Quelle est la priorité selon vous pour mettre Tambacounda sur les rails d’un changement positif et quels sont les acteurs les plus aptes à enclencher ce changement?

Tambacounda est incontestablement la région la plus riche du pays mais aussi l’une des plus pauvres. Voilà la donne, un contraste qui semble aller de soi. Il n’est pas nécessaire de chercher loin la racine du mal tambacoundois : ce qui est en défaut, c’est le maillon humain qui se trouve être sclérosé et qu’il convient de changer pour permettre à la machine de propulser Tamba vers le développement tant souhaité. La priorité est par conséquent le renouvellement de la classe politique qui, il faut oser le dire, appartient à une autre époque : ses pratiques autant que ses méthodes sont obsolètes et ne collent donc pas aux réalités du nouveau millénaire. Si j’ai un message à transmettre aux jeunes Tambacoundois, c’est de leur dire de travailler à être parmi les meilleurs et d’avoir foi en l’avenir. Nous ambitionnons de bâtir un Tamba moderne dans un Sénégal prospère et soudé de Bakel à Dakar et de Ziguinchor à Saint-Louis.  
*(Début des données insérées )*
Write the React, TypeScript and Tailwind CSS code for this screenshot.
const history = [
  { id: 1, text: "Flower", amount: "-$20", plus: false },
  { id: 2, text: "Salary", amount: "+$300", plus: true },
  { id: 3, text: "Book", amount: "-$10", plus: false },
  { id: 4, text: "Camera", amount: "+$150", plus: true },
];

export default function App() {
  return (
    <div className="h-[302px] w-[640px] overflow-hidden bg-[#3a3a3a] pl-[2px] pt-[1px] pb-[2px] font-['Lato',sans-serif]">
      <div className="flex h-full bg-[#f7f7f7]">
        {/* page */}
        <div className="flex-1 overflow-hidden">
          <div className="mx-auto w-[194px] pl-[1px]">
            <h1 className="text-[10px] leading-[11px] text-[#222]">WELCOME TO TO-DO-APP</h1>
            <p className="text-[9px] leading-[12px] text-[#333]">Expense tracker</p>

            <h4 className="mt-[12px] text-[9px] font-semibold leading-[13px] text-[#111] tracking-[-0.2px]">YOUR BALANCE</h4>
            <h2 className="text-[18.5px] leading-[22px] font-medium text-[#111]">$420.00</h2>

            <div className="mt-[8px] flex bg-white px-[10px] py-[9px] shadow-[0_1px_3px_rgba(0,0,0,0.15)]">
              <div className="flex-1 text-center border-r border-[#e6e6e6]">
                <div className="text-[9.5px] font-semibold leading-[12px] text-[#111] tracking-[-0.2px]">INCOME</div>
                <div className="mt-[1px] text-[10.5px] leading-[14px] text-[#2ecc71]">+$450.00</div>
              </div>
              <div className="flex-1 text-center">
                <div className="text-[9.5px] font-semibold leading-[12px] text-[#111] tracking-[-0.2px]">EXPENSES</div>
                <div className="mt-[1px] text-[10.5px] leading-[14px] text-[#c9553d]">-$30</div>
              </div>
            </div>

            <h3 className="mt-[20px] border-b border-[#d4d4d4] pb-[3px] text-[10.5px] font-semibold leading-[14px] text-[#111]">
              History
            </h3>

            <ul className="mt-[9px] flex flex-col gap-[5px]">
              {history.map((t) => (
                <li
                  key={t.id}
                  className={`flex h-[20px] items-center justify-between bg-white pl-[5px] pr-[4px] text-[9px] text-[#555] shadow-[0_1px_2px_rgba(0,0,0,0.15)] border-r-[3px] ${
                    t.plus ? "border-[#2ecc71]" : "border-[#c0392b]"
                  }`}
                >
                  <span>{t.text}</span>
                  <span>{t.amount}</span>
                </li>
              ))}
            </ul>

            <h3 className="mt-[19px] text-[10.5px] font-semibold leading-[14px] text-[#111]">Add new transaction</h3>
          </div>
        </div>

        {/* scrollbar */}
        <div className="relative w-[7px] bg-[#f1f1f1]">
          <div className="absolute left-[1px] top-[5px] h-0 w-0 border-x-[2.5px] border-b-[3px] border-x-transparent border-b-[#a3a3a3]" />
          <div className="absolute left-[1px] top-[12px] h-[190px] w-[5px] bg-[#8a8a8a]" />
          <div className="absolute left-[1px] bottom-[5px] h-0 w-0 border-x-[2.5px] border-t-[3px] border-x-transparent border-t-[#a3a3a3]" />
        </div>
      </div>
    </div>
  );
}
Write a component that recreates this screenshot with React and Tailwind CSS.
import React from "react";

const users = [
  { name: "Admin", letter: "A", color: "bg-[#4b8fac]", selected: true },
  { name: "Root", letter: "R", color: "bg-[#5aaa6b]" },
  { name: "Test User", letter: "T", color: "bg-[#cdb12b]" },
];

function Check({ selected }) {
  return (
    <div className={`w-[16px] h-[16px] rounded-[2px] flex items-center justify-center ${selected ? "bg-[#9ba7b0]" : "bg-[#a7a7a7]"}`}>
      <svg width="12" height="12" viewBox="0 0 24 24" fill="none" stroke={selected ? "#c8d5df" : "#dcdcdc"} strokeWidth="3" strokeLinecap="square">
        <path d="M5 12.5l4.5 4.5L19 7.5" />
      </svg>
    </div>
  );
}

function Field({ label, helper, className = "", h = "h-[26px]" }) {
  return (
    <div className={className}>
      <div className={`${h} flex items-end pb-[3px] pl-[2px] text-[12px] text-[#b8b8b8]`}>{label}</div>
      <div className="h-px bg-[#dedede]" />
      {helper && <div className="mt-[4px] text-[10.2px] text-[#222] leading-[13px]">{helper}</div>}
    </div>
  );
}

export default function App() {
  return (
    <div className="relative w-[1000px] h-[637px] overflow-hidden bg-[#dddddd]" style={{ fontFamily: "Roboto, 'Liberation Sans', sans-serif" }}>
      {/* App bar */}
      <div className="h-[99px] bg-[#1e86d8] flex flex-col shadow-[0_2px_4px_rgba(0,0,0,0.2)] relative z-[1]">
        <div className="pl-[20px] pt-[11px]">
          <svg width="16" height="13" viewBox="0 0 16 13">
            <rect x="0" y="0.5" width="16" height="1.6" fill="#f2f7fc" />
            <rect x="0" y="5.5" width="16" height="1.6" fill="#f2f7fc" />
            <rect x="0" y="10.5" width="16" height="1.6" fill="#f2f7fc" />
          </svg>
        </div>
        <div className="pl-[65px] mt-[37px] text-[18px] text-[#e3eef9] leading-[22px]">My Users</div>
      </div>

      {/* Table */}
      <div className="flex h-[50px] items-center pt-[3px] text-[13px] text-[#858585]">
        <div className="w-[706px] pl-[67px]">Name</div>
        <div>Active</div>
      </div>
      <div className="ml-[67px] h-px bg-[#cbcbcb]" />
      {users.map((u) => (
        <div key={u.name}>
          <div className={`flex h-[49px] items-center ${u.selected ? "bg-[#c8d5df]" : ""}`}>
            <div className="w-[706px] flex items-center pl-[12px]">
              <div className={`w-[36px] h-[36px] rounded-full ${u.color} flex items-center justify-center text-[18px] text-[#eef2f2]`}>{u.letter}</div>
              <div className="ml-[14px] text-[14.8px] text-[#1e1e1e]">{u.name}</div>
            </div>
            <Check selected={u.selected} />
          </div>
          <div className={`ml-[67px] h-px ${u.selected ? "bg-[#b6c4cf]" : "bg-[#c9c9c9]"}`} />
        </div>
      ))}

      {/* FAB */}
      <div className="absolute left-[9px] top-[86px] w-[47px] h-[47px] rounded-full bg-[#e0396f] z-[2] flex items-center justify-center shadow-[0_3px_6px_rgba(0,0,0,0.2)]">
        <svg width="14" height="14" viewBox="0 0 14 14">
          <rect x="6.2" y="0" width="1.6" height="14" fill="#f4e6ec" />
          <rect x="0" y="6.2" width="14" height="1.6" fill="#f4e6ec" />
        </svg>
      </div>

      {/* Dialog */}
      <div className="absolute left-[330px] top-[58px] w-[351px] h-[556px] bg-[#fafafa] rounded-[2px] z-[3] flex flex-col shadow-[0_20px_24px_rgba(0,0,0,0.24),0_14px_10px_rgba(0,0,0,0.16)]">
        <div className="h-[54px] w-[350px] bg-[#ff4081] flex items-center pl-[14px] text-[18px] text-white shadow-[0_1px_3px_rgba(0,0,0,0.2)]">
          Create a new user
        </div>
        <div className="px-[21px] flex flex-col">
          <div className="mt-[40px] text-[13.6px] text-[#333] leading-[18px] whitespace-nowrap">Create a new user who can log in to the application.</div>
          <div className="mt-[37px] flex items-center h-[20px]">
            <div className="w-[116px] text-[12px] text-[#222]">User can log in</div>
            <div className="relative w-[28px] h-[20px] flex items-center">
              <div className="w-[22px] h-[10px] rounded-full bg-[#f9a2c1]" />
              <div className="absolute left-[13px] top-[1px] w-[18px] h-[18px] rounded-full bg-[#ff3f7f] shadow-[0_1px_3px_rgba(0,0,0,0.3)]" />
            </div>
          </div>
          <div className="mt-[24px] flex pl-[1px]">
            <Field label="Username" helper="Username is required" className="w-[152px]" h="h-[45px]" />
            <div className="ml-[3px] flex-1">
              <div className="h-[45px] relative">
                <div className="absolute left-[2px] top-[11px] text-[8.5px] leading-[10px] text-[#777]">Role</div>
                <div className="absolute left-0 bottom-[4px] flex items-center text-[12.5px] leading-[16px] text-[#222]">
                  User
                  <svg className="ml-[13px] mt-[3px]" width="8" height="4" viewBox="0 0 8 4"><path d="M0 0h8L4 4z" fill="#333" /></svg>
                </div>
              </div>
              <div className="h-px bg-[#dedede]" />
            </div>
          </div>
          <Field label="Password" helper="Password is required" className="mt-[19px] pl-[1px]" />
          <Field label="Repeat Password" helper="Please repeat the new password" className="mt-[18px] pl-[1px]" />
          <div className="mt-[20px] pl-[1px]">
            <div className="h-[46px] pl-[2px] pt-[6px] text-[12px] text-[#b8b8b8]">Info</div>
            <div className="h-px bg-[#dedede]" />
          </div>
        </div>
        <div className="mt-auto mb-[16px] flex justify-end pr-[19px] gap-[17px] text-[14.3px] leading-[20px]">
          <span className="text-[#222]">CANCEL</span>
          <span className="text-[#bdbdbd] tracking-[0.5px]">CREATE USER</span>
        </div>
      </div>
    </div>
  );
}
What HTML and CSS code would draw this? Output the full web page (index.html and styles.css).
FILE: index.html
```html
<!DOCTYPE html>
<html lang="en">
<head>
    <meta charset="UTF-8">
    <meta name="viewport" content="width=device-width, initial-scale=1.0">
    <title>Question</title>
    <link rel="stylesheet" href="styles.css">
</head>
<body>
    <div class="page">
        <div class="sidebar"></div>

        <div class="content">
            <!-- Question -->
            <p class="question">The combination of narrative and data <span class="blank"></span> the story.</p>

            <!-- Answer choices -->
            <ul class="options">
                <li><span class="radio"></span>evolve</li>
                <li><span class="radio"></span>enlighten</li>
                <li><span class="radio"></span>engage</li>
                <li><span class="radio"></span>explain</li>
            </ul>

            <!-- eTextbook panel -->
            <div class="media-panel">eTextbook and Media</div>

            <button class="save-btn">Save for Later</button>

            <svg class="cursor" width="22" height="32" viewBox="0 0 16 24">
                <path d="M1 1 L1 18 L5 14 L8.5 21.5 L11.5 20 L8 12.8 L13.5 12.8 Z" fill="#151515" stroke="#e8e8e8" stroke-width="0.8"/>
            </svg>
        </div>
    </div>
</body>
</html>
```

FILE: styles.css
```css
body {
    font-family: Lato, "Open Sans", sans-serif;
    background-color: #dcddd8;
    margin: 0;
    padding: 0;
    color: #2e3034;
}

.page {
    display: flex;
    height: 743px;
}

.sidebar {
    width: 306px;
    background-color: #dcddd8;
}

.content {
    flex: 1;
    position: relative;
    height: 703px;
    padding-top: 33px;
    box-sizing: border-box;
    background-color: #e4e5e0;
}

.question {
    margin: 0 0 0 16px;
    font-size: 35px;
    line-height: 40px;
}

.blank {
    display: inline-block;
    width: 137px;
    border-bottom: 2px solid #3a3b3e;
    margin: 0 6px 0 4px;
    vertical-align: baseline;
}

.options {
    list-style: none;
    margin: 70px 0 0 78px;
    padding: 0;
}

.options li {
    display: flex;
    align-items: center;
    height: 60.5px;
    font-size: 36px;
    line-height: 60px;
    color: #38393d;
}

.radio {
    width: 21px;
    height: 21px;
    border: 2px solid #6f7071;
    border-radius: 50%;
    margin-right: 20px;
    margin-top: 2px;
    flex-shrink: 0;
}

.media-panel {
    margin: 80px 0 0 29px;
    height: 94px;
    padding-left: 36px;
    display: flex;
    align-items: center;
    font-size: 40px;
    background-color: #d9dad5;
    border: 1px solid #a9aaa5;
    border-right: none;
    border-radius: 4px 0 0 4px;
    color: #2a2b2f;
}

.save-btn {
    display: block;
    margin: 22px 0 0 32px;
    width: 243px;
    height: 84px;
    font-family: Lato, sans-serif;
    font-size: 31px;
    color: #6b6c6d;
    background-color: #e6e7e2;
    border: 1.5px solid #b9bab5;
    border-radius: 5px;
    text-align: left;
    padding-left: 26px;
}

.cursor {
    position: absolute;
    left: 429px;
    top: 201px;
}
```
Quelle est votre position sur les prochaines élections au Sénégal et quelles sont selon vous les chances de Tamba d’être réellement prise en compte par le pouvoir qui sera mis en place par les urnes?

Notre souhait est que les élections soient transparentes, démocratiques et apaisées. Pour cela, il faudra que cesse premièrement l’intimidation politique exercée à l’endroit des leaders de l’opposition en particulier à l’égard d’Idrissa Seck, considéré comme le principal challenger du Président Wade. Rien ne sert d’activer les démons de la violence, le dernier mot revient au peuple qui décidera en toute liberté à qui confier sa destinée pour les cinq prochaines années. Globalement le bilan de Wade est positif mais il est déséquilibré. Pour le prochain quinquennat, nous souhaitons que la ségrégation territoriale soit abolie et que les violations des droits de l’homme cessent. Ceci passe par une meilleure prise en charge des régions périphériques et une indépendance réelle de l’institution judiciaire. Ce qui permettra de renforcer le développement et la démocratie dans notre pays. En ce qui concerne les intérêts de Tamba, la balle est dans le camp des Tambacoundois et des Tambacoundoises mais aussi et surtout, elle est entre les mains des représentants locaux des partis politiques qui ont la lourde charge de désigner, en accord avec les militants et les directions de partis, les futurs élus locaux et nos représentants au parlement et au Haut Conseil de la République. Quant à l’élection présidentielle, elle est la rencontre d’un homme avec le peuple. Ce sera donc sa personnalité et son programme qui décideront de l’adhésion ou non du peuple à son projet de société. La prise en compte des intérêts de Tamba passe inéluctablement par un changement de posture et de vision : il nous faut changer d’attitude vis-à-vis de nous-mêmes et vis-à-vis de ceux qui convoitent nos suffrages électoraux. Si nous voulons le développement de Tamba, mettons en avant dans le choix de nos représentants, au niveau local et national, les critères de compétence, d’honnêteté et d’engagement à servir les intérêts de Tamba et du Sénégal.